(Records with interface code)
━━━━━━━━━━

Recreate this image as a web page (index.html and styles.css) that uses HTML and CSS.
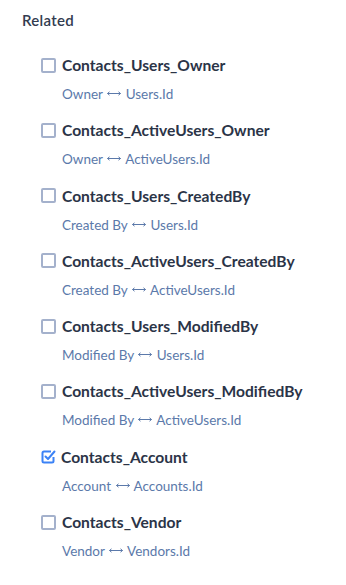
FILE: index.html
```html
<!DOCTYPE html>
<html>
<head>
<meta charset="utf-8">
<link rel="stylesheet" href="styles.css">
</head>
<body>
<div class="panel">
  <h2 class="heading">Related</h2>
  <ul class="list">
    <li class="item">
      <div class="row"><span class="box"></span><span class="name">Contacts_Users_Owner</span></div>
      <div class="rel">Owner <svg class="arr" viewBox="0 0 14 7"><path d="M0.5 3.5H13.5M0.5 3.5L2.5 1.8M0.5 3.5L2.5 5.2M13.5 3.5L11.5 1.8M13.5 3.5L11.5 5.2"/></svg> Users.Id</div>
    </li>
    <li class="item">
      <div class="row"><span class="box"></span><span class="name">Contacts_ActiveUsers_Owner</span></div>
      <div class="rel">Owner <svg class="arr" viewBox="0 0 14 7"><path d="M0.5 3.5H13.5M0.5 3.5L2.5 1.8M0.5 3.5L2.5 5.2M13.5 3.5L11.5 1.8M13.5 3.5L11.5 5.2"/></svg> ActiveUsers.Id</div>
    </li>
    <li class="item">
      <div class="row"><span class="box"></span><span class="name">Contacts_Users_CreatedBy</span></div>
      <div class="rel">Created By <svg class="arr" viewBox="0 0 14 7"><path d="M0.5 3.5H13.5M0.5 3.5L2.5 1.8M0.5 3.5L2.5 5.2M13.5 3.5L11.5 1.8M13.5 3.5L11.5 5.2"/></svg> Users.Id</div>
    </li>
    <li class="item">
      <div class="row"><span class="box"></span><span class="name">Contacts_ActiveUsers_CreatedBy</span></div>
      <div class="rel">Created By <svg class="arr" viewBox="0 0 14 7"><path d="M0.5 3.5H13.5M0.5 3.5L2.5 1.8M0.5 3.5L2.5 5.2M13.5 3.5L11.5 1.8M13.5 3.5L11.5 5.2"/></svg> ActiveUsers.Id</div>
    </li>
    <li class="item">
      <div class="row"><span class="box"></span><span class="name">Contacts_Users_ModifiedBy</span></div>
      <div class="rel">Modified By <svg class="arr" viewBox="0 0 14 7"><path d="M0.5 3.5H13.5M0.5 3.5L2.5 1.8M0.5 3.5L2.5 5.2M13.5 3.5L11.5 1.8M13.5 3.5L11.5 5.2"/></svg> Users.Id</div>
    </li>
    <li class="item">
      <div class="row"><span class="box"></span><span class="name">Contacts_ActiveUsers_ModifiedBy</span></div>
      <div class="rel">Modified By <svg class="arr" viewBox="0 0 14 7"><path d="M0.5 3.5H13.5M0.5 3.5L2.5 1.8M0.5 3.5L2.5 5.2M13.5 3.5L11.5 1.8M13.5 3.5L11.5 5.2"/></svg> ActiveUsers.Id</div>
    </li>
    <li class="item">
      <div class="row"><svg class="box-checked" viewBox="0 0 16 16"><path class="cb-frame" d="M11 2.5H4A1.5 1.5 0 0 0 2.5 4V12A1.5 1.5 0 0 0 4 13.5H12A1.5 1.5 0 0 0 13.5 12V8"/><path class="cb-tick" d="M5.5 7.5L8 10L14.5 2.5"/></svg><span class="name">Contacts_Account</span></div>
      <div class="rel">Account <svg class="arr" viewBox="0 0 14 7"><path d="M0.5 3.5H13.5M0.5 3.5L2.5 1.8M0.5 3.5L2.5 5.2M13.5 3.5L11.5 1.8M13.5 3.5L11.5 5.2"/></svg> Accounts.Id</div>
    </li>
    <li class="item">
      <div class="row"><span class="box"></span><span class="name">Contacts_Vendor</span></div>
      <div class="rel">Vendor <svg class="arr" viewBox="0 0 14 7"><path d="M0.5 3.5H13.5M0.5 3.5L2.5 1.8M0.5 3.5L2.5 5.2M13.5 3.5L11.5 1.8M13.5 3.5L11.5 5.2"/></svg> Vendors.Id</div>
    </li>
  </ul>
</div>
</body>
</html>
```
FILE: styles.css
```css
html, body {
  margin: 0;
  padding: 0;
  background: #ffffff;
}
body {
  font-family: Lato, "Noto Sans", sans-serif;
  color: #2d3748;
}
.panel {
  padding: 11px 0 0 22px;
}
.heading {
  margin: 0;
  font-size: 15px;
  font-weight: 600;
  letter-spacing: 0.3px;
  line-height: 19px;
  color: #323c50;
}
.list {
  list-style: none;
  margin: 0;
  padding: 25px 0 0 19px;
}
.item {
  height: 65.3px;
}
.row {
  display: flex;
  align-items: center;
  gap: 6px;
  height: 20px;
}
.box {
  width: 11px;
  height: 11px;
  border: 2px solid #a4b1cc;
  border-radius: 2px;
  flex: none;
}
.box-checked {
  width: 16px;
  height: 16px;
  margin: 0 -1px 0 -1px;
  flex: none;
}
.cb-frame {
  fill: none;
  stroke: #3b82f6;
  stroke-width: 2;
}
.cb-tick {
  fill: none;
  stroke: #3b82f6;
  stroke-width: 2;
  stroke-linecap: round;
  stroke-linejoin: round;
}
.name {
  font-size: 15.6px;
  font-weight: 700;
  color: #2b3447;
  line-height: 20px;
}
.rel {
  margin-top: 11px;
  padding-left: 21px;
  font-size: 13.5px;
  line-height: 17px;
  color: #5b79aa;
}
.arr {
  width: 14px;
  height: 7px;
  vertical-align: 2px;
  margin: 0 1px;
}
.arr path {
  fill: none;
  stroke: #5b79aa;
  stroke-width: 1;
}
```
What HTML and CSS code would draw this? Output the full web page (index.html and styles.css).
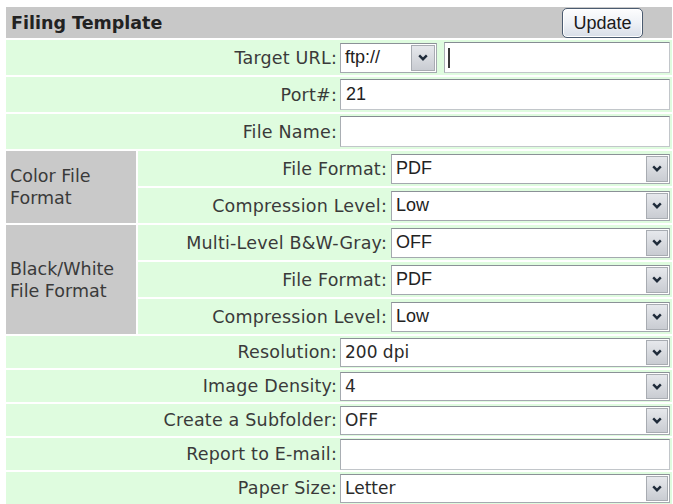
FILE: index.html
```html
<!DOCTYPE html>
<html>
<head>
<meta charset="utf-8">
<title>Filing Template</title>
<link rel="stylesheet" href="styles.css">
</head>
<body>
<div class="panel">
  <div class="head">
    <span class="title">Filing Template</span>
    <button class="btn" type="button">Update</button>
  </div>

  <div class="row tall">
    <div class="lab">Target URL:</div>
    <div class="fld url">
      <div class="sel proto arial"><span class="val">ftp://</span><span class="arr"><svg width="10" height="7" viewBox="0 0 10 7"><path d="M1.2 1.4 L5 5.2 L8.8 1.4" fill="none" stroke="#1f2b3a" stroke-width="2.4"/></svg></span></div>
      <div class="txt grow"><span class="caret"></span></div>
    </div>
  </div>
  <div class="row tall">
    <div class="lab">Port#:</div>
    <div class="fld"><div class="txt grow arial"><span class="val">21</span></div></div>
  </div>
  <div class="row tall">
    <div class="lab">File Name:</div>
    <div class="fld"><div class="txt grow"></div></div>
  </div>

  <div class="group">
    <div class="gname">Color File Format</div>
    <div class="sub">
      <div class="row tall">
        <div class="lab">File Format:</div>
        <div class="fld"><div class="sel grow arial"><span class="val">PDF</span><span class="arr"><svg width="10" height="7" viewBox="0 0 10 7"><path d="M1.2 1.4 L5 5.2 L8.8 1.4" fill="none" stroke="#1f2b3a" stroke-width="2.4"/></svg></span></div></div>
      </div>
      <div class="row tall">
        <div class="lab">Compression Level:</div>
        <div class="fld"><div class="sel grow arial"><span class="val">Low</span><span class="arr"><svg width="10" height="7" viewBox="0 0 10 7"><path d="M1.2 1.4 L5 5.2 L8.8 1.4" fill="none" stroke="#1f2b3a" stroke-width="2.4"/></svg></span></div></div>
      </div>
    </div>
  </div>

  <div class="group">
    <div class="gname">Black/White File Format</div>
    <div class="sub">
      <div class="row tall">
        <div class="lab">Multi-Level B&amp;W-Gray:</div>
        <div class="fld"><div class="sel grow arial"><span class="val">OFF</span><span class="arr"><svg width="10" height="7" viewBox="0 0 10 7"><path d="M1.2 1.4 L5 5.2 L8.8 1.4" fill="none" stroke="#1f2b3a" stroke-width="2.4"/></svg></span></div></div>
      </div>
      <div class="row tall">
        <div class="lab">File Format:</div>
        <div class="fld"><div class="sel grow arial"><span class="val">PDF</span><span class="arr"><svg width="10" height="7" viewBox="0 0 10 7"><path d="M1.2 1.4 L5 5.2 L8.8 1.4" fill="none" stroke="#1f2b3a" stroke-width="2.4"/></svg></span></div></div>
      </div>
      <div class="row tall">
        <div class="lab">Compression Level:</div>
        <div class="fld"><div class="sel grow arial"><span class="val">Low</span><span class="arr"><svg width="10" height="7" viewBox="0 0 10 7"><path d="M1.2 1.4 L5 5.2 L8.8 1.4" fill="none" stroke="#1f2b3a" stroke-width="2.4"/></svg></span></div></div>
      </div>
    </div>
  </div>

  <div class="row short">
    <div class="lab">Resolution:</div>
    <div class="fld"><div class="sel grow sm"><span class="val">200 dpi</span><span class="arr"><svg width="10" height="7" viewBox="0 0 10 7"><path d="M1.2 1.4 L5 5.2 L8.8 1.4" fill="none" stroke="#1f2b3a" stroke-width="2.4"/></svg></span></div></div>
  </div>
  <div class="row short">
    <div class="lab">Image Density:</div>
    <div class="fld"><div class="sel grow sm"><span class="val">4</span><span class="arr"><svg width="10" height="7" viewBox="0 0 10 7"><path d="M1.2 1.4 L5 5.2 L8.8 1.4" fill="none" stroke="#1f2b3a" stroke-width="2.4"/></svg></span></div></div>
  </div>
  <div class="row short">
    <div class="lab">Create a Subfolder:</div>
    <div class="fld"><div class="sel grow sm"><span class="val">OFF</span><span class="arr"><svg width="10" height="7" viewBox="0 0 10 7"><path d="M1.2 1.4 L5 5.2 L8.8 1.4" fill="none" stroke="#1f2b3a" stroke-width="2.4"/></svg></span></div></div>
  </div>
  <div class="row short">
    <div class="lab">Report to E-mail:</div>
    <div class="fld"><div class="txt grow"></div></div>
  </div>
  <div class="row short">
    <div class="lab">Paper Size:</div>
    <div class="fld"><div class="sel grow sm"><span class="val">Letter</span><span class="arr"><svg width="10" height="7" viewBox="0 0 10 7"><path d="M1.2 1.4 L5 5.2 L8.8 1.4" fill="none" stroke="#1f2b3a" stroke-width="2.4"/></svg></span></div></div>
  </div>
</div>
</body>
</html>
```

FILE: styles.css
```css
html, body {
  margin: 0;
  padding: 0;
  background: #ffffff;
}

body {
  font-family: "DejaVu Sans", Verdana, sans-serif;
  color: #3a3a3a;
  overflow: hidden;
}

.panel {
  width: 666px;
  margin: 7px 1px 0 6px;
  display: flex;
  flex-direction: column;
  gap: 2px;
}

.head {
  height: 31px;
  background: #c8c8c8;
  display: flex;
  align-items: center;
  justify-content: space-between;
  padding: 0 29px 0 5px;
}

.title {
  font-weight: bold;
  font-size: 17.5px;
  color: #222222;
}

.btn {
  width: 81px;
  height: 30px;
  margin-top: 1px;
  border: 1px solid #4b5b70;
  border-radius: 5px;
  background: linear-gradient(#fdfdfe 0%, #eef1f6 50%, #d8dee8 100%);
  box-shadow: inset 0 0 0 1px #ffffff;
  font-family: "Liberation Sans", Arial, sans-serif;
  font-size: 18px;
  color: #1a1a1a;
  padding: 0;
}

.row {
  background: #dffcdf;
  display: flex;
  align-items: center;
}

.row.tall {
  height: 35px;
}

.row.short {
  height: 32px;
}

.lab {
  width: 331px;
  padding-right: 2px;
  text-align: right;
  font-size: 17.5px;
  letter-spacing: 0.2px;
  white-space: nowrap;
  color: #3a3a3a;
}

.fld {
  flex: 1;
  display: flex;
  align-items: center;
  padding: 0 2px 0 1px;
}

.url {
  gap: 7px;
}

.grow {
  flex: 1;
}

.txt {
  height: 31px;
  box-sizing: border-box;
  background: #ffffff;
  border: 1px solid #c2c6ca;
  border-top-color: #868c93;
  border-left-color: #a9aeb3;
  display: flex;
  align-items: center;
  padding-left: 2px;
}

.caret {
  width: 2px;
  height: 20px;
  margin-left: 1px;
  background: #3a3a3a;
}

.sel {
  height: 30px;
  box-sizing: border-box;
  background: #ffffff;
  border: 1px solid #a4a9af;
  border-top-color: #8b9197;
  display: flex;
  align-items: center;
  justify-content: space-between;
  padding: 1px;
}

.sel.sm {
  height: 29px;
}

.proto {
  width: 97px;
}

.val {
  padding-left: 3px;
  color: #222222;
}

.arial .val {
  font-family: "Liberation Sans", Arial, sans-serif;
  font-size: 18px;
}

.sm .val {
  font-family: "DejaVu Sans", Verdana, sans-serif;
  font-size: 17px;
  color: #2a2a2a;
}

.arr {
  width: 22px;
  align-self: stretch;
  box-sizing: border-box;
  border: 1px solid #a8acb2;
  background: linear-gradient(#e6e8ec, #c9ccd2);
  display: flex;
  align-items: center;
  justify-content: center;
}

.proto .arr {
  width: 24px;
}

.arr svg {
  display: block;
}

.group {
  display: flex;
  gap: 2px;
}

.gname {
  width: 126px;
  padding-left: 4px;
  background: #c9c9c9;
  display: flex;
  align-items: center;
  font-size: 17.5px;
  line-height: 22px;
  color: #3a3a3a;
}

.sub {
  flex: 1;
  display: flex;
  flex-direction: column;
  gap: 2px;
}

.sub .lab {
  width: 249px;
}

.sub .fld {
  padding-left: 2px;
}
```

━━━━━━━━━━

**What the task requires:** Search the lines for the word "index" and report how many contain it, by number only.

**Output below:** 4